The C train comes and I take a seat across from the poster of the NYC map. “Never sit in front of the subway map,” Jack warned when I first moved here. “Why?” I asked. “Men pretend to look at the map so they can shove their cocks in your face.”

I glance at a couple sitting on the other side of the train. They’re holding hands and exchanging glances, which makes remaining upbeat and feeling fortunate for what I have very difficult. Despite the repeated burials, my self-doubt always seems to surface when I least expect it. I am not a gambling woman; Atlantic City and Vegas have no appeal to me. I am a cautious, meticulous person for whom packing and moving to America's hardest City to meet a man was brazen and bold. And seemed right at the time, but was it a mistake?

Should I have married my first boyfriend Tom? So what if his family wished I was Christian. He didn’t care. Too bad I did, too. As I dated Tom I could hear the aunties in the grapevine. “Did you hear? Desi Girl did shaadi with a gora (white). Her parents are so embarrassed/humiliated/despondent/insert adjective here.” Clearly the aunties were either in denial or hadn’t notice that they followed their husbands to Minnesota, heavy on the lakes, light on the desis. But I contributed to the madness when I let Tom go even though I knew he would have treated me so well.
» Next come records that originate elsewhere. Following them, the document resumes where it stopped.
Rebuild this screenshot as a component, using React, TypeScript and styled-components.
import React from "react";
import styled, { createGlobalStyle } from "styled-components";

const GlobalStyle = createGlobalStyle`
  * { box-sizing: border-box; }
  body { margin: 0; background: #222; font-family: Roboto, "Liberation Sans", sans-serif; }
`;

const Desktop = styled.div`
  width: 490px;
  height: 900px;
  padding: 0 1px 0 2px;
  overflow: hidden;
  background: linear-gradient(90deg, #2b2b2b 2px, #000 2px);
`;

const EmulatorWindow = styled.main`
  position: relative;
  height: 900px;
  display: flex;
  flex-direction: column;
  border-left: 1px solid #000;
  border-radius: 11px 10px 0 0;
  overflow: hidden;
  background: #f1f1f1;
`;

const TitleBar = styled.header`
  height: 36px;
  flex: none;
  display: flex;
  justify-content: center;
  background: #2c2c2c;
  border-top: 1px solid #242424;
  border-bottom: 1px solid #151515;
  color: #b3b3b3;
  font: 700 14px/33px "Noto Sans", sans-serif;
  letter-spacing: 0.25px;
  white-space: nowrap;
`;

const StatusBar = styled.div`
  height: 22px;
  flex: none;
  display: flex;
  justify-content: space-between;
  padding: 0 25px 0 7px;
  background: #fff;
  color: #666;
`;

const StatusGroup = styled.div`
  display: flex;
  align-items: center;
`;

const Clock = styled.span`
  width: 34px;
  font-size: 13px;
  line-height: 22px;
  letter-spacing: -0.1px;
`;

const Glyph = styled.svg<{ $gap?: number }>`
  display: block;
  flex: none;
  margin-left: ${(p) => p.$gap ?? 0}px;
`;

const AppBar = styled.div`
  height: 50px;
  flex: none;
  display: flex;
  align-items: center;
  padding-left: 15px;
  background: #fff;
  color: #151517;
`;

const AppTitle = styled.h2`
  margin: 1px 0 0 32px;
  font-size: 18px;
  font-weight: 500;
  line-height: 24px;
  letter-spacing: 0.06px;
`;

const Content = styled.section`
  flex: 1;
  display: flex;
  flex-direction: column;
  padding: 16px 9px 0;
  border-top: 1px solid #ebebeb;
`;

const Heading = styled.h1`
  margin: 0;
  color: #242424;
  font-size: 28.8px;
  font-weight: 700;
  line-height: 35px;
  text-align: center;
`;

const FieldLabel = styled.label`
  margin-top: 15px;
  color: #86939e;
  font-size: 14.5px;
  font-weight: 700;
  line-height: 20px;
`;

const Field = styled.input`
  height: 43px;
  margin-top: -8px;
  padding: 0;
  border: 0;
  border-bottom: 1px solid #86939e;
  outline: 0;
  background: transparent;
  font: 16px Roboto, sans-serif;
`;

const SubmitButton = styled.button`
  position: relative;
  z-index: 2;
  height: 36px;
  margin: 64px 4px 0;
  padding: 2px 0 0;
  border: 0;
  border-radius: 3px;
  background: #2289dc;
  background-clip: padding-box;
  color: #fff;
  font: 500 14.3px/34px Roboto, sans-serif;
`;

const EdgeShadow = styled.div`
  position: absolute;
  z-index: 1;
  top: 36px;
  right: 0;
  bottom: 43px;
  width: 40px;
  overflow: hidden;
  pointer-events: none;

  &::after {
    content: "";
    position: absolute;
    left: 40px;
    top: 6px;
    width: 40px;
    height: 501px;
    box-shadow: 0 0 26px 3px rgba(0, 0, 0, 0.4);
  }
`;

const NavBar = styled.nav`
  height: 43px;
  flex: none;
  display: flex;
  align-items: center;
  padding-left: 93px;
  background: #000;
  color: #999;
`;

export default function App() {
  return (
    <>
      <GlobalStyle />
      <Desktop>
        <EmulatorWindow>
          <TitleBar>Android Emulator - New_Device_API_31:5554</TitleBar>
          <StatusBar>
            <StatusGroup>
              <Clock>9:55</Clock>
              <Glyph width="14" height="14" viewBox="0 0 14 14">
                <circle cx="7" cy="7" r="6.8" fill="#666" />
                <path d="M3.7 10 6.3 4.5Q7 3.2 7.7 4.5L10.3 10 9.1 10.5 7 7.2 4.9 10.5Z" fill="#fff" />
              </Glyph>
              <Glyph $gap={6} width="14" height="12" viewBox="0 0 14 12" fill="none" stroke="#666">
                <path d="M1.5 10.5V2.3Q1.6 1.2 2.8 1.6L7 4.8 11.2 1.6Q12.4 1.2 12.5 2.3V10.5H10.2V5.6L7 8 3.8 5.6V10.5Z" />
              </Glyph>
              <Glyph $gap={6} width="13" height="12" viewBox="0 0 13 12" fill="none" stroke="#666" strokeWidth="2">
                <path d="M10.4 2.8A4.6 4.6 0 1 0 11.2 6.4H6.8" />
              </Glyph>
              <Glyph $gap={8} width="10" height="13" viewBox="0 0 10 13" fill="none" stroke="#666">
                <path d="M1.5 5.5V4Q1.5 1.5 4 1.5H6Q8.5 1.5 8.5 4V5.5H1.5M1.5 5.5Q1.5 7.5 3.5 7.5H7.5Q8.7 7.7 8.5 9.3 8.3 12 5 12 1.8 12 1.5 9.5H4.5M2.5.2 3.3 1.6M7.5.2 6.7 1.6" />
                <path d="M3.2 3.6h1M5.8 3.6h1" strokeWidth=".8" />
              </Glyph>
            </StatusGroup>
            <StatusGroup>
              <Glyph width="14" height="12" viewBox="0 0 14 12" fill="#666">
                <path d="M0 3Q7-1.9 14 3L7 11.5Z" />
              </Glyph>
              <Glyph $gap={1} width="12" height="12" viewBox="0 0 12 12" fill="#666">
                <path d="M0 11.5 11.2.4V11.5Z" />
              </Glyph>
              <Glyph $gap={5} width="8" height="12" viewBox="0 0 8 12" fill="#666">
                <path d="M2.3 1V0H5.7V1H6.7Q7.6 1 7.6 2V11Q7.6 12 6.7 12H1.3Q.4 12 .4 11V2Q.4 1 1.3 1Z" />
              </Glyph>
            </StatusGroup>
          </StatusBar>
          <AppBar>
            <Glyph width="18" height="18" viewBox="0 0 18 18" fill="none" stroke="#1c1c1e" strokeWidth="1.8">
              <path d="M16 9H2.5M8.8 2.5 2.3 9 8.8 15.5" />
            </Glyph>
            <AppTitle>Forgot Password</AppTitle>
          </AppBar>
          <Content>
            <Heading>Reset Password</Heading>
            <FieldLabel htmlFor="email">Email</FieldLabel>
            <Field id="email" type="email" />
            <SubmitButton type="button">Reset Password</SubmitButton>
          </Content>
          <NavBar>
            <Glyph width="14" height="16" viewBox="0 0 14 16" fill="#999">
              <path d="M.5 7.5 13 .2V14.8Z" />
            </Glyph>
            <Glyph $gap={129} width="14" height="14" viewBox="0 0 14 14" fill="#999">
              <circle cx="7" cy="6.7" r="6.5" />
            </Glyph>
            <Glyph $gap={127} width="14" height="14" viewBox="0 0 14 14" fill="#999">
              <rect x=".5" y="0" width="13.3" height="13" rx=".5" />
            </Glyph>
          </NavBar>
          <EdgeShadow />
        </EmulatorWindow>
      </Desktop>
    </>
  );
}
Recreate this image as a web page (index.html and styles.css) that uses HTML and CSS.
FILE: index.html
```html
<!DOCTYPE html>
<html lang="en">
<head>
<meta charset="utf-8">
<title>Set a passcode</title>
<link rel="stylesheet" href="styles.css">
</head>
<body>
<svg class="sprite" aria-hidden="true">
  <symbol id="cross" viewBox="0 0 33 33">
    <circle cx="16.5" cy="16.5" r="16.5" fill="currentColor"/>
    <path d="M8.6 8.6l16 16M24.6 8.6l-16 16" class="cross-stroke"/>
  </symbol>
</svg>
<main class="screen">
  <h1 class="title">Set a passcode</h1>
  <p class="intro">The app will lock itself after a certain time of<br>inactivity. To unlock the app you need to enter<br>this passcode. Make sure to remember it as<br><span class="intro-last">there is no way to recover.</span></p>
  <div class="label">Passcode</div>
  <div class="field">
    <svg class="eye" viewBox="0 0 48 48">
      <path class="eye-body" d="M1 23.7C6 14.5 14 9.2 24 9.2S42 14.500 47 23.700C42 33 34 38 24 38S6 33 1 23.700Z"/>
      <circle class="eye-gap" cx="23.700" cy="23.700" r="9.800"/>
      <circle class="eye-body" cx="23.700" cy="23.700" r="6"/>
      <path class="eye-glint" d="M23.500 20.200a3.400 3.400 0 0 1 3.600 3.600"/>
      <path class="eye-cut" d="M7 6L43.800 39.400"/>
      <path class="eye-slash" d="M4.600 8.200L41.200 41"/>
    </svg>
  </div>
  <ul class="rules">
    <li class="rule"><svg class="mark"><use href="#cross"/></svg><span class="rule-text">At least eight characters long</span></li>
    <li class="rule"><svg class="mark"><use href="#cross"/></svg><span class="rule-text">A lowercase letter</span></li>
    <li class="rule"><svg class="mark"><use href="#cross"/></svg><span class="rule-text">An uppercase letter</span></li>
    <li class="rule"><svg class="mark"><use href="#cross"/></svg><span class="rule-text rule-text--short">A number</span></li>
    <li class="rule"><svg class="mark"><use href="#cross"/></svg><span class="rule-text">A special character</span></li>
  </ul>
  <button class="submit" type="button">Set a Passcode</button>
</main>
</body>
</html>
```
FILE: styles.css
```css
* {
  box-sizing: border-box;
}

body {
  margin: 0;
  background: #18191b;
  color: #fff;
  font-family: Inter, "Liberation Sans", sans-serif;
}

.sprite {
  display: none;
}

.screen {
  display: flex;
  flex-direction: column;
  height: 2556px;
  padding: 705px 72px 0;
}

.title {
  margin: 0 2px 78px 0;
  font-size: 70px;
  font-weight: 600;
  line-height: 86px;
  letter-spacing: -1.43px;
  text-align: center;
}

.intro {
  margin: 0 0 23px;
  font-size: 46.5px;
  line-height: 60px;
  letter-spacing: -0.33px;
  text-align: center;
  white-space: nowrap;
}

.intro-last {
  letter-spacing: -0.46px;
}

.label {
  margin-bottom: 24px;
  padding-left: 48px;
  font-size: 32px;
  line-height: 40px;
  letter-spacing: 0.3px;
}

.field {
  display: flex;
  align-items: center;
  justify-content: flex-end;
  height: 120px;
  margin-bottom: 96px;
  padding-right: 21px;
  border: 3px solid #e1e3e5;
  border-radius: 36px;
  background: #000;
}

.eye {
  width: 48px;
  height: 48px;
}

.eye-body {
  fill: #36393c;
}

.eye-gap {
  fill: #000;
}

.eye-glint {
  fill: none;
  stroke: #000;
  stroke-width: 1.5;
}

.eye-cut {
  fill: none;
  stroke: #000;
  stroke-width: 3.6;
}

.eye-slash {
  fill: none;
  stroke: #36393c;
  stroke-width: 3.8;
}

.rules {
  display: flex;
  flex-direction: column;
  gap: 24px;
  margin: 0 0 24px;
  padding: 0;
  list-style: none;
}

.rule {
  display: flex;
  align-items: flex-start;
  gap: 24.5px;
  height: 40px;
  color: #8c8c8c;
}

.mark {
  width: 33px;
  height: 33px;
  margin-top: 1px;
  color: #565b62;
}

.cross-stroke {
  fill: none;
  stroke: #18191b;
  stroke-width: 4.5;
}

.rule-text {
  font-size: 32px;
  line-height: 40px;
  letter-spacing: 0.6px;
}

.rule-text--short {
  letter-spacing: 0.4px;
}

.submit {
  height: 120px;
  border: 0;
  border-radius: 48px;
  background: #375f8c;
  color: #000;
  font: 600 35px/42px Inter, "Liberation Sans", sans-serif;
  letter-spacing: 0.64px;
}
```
It mattered more what the sari-clad temple-going cows thought of my parents’ reputation and me, rather than what I thought.

Perhaps I should have forgiven my college ex who genuinely loved me. But at 23, recently graduated, ready to face the world, it is easy to judge someone for cheating on you even if they had uncontrollable issues. Unfortunately I was too concerned with becoming that pathetic woman who stands by her man. Any why didn't I go into law? That is what I ALWAYS wanted to do (other than write).

I don't really believe in regret, but every chance I have, late at night, on the subway, when I eat dinner alone, I cannot not stop obsessing about roads and directions I could have taken, should have taken, wondering which turn could have avoided ending up here, on the corner of Disillusioned and Disappointed.

4 comments:

Anonymous said...

"temple-going cows"! Love it.
You're good DG. Really good!
Desi Girl sans bebes, livable.
Pathetic woman that stands by her cheating man at a tender age with a life full of potential, not okay. Glad DG chose the better of the two. Isn't that what life is about anyway? Law huh? I know someone who did law that's wishing the path were of the writer, like you :)
You know I'm dedicated if I waited this long, this late for today's blog!

Anonymous said...

Did NOT know that about sitting in front of the map! I just instinctively avoided it. Blech.

101 Bad Desi Dates said...

Dear Anonymous ... LOL, do you think my mom's friends will like to know that? HA! and actually my mom's friends are not the cows, it is the mean aunties who are the cows! Yea, I am glad I did too, writing abt past pain and events gives you a perspective. I question things and accept things differently now. For the better, I know, even when it hurts I know it is for the best.

And yes I know you are DEDICATED and the reason I raced home to get this up before midnight. I had a meeting and then I was out with my support group (girlfriends who love me :).

I will be posting MUCH earlier today.

xo,
Desi Girl

101 Bad Desi Dates said...

Dear Anonymous ... Yea, well thank GOD Jack told me.

I also avoid men in sweat pants ... with 8 million peeps in NYC I assume the % freaks is higher than in MSP and on par with Delhi. Just my two cents, if it looks crazy run away fast!